* _THE DATA_

┄┄┄┄┄┄

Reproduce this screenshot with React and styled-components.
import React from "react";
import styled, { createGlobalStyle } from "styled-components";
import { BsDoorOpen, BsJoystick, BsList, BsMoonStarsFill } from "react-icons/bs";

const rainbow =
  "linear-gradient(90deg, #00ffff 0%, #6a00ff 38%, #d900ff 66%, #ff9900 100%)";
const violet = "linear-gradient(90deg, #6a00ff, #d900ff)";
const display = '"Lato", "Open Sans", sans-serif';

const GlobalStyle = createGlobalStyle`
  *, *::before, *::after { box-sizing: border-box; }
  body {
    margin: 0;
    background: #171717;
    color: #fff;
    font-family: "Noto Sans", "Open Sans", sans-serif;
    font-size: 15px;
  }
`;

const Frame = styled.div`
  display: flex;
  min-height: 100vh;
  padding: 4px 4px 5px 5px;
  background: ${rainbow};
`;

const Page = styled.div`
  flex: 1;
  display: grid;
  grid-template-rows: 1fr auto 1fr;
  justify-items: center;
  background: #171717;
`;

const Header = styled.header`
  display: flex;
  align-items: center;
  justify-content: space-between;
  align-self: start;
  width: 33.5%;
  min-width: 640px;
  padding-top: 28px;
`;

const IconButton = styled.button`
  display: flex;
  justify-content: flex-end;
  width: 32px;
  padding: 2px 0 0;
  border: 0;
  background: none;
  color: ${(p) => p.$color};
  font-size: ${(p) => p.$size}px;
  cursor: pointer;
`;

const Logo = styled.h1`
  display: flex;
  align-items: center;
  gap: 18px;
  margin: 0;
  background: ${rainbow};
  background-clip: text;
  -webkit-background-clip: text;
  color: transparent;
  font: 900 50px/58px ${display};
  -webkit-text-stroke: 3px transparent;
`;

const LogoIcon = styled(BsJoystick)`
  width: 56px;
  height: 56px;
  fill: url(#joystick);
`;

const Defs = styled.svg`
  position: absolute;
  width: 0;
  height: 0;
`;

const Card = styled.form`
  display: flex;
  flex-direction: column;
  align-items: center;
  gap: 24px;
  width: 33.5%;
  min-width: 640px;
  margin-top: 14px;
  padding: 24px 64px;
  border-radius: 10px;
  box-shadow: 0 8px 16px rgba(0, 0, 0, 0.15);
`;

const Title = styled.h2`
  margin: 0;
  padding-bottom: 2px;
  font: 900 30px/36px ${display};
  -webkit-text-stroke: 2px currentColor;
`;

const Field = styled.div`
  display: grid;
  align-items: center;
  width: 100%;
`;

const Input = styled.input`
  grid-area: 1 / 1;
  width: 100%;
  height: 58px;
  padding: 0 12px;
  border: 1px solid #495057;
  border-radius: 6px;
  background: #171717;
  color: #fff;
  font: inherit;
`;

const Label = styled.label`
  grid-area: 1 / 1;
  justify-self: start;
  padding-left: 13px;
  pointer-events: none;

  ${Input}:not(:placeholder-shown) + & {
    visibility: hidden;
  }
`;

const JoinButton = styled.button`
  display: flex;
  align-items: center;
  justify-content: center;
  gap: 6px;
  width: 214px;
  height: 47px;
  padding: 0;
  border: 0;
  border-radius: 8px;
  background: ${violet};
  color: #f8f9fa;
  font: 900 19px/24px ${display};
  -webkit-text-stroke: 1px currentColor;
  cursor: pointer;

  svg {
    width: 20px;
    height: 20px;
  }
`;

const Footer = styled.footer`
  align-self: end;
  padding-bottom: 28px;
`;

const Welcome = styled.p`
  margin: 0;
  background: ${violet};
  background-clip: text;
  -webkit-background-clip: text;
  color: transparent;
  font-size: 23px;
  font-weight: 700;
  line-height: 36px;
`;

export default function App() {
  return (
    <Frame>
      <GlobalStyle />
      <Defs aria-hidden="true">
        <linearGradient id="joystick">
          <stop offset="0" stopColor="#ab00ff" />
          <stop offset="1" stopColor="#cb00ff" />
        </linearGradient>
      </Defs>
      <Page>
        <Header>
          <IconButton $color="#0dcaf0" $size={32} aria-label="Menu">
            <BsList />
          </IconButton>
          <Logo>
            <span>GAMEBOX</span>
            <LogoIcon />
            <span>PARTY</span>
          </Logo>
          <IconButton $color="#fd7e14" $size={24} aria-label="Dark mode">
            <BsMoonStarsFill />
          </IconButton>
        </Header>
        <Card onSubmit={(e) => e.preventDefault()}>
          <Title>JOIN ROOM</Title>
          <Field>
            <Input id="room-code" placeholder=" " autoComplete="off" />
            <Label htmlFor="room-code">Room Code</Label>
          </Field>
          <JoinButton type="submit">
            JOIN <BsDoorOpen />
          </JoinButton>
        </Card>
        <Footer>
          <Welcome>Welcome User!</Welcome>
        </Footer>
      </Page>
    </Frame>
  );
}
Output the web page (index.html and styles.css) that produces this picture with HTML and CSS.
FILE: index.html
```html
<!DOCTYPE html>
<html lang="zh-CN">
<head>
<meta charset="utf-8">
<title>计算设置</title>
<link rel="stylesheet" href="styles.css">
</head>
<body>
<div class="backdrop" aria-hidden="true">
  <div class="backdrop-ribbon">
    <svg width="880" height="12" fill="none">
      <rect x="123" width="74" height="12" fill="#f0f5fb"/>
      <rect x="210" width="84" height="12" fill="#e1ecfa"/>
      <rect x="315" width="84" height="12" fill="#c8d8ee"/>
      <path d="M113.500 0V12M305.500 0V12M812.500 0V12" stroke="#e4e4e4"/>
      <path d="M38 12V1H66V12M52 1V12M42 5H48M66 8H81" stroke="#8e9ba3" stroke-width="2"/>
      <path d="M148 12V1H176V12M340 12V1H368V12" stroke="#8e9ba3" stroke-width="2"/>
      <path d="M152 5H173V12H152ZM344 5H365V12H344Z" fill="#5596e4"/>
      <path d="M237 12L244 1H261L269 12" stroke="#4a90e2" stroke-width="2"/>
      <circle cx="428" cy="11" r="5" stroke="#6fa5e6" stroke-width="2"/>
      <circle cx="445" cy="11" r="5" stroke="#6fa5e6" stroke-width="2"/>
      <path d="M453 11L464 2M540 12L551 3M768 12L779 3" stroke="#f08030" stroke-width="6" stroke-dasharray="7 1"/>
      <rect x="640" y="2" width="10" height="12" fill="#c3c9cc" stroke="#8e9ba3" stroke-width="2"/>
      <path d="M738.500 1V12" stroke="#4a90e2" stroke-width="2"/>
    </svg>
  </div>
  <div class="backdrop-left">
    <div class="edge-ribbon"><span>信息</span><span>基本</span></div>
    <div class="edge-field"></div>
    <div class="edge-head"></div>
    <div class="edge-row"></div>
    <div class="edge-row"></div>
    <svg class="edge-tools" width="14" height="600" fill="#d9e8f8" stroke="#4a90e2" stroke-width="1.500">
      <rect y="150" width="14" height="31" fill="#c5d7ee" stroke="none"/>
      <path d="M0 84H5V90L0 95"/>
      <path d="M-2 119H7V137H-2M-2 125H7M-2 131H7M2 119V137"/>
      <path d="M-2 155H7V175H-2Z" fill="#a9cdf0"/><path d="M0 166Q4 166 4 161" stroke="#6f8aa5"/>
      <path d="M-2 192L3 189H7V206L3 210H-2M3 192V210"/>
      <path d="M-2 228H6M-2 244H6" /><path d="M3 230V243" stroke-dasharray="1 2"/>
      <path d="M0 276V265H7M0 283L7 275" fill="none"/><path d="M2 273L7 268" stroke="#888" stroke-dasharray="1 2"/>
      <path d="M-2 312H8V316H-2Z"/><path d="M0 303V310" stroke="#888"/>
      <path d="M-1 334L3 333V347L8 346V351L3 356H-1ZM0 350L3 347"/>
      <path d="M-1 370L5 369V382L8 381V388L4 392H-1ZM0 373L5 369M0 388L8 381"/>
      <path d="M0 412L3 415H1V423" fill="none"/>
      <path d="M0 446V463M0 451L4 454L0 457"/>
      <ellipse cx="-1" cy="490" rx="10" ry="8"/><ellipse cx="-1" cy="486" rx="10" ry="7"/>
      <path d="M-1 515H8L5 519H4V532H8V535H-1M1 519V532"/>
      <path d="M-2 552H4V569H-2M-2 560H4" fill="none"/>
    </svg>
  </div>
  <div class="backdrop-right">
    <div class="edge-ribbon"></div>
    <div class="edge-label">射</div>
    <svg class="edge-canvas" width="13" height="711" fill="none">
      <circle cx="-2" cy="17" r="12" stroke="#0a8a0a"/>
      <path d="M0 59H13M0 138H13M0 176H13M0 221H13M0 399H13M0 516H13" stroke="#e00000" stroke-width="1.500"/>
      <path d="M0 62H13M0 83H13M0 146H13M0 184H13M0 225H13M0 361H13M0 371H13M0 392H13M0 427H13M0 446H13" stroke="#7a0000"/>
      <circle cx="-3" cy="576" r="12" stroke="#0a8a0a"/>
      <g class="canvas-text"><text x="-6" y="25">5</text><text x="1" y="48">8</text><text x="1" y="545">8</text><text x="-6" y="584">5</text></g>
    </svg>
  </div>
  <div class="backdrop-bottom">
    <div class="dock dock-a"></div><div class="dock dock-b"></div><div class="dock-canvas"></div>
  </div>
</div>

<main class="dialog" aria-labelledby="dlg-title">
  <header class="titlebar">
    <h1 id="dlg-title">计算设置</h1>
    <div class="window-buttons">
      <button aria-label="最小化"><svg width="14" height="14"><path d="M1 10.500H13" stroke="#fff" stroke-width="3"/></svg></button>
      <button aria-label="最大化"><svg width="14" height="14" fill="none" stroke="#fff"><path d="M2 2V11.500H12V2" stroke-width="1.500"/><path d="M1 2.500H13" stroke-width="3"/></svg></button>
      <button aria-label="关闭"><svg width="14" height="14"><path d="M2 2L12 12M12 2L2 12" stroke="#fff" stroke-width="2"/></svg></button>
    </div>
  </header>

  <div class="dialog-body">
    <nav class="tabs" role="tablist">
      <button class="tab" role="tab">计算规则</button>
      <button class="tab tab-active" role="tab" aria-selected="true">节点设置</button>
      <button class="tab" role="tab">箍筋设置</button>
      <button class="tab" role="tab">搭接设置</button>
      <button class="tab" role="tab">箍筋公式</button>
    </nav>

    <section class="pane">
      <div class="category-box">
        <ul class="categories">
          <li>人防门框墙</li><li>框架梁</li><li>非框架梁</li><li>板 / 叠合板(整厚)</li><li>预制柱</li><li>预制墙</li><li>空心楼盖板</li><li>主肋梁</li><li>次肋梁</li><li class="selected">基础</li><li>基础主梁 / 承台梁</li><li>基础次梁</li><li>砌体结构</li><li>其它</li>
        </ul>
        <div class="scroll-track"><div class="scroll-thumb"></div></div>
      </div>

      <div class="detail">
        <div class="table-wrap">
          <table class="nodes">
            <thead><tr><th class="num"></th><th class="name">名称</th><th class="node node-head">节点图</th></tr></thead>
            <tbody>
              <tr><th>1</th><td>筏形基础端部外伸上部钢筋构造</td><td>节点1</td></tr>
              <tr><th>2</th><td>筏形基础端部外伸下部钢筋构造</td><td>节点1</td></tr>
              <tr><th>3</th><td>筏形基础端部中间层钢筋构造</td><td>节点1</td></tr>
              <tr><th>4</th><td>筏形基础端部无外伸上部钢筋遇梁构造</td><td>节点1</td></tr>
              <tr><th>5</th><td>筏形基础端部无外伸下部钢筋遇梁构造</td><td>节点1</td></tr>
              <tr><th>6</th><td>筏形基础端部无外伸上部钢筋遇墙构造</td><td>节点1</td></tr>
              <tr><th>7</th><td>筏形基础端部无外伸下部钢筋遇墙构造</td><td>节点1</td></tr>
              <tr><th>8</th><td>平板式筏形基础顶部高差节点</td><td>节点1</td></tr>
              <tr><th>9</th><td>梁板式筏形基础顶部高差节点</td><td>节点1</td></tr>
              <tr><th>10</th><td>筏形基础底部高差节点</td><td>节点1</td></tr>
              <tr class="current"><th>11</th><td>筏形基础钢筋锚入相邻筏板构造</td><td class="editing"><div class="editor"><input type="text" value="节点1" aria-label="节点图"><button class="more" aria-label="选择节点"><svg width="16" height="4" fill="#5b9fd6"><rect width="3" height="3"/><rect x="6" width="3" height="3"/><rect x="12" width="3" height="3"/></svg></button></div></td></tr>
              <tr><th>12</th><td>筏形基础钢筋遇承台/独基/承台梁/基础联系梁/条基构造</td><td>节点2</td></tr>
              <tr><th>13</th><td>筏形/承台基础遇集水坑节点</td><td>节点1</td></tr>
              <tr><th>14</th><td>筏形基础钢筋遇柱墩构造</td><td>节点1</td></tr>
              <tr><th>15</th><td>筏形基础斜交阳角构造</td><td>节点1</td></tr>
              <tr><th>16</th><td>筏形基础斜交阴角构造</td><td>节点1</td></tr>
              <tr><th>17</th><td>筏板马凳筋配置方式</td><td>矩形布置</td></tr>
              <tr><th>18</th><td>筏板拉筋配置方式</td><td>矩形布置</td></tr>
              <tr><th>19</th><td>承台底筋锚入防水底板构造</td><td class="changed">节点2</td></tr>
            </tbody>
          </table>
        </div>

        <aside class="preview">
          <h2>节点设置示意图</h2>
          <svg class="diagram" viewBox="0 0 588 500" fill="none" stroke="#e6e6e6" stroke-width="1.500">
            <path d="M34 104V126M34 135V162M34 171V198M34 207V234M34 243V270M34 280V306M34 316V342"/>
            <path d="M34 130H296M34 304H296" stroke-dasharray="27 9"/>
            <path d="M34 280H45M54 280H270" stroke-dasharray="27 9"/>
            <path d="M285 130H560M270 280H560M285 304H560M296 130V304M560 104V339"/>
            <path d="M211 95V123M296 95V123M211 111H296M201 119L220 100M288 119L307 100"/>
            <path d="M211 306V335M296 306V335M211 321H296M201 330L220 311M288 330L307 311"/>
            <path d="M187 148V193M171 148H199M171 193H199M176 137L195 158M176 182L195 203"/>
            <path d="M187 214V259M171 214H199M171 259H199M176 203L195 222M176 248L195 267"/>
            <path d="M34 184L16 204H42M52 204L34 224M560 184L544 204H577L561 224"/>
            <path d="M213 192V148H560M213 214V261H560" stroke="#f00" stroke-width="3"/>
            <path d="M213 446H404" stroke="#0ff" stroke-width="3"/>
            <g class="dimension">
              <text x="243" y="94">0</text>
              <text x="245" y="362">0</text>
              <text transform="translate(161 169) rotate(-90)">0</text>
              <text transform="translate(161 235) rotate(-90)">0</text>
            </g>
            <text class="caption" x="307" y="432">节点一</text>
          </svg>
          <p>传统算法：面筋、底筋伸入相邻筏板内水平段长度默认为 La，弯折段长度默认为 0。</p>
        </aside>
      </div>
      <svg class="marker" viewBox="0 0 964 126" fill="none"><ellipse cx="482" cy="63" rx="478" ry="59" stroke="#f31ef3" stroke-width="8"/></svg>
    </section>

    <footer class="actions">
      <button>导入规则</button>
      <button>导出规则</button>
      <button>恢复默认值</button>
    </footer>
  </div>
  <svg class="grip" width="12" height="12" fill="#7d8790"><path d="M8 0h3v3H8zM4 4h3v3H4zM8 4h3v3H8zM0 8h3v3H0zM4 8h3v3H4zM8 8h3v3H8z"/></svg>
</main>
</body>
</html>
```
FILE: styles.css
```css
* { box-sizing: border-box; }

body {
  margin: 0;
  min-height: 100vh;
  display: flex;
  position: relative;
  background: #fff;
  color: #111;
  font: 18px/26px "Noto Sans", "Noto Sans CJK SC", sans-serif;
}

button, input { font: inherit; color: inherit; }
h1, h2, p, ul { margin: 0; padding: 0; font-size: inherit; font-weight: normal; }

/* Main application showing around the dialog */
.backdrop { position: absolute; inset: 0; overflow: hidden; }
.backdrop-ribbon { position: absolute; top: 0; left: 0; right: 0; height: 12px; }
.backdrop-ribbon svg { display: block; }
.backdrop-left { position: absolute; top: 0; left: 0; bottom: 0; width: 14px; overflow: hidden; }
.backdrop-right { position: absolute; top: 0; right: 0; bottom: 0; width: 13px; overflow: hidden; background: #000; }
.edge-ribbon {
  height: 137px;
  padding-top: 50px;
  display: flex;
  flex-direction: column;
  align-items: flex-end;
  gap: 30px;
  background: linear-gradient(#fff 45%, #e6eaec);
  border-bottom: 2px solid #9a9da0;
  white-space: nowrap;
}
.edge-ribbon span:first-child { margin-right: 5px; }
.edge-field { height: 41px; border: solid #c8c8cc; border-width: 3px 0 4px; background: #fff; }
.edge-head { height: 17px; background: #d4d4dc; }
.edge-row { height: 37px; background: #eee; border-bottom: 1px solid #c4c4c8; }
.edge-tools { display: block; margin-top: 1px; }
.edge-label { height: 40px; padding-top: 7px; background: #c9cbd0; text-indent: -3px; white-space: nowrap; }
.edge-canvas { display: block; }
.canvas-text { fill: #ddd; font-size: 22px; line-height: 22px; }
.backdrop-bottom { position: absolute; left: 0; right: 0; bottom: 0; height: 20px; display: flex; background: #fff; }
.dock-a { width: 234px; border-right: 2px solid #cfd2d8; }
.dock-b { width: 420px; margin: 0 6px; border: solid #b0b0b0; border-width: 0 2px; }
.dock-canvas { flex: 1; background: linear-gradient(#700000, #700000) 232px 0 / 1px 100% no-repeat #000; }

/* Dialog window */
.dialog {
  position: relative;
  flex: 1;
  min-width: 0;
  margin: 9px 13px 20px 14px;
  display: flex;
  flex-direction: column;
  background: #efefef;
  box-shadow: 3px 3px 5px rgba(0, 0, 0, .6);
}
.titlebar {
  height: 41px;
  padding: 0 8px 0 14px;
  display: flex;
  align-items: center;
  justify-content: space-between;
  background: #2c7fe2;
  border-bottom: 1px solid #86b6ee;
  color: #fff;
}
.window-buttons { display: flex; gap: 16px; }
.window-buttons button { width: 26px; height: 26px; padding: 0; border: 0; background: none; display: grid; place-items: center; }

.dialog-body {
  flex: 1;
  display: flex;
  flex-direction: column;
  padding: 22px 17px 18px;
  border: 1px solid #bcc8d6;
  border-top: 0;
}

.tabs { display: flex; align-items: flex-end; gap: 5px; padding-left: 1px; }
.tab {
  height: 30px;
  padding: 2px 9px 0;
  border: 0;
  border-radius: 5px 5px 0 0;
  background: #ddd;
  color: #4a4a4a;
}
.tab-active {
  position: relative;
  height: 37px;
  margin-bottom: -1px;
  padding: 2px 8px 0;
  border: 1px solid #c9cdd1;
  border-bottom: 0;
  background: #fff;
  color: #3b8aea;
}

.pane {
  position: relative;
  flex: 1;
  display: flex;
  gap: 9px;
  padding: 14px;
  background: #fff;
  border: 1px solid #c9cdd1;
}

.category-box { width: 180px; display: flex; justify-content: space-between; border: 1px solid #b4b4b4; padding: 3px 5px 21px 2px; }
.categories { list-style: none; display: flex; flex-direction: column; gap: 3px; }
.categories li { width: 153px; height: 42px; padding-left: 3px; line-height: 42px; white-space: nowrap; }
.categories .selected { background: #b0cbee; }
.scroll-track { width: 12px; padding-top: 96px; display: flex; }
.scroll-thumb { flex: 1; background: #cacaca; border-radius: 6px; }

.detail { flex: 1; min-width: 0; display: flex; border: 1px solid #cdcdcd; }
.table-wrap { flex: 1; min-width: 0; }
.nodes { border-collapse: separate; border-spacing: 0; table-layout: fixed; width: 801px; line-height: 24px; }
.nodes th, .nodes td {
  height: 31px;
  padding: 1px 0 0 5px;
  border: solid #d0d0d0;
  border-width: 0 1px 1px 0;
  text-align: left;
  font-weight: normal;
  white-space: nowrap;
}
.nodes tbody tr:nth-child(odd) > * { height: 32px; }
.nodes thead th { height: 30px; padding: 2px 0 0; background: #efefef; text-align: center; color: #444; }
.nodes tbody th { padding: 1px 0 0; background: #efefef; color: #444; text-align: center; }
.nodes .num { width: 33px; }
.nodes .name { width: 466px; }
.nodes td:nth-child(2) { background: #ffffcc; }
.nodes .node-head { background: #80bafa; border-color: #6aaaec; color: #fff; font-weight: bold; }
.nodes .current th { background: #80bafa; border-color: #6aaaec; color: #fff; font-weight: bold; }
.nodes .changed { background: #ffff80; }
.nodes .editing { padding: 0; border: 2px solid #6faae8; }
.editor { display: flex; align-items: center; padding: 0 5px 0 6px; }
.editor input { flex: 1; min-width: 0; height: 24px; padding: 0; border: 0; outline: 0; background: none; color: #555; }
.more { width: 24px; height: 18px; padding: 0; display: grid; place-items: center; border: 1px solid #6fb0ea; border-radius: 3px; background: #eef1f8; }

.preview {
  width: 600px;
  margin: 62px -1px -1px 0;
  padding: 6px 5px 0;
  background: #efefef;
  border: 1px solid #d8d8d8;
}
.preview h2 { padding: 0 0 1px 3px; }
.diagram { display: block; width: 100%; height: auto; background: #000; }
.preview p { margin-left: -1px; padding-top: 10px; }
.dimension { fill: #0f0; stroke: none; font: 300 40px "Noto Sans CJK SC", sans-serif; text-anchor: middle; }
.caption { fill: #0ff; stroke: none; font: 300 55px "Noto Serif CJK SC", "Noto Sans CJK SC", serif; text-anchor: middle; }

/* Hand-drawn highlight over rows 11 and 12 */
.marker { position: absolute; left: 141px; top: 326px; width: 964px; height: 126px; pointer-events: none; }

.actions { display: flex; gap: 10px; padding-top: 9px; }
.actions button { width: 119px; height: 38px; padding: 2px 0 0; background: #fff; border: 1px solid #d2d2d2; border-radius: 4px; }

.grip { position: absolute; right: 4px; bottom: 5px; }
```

┄┄┄┄┄┄

* _DIRECTION_
Look through the entries above and report each line where the string "with" occurs.

* _SOLUTION_
Reproduce this screenshot with React and styled-components.
Output the web page (index.html and styles.css) that produces this picture with HTML and CSS.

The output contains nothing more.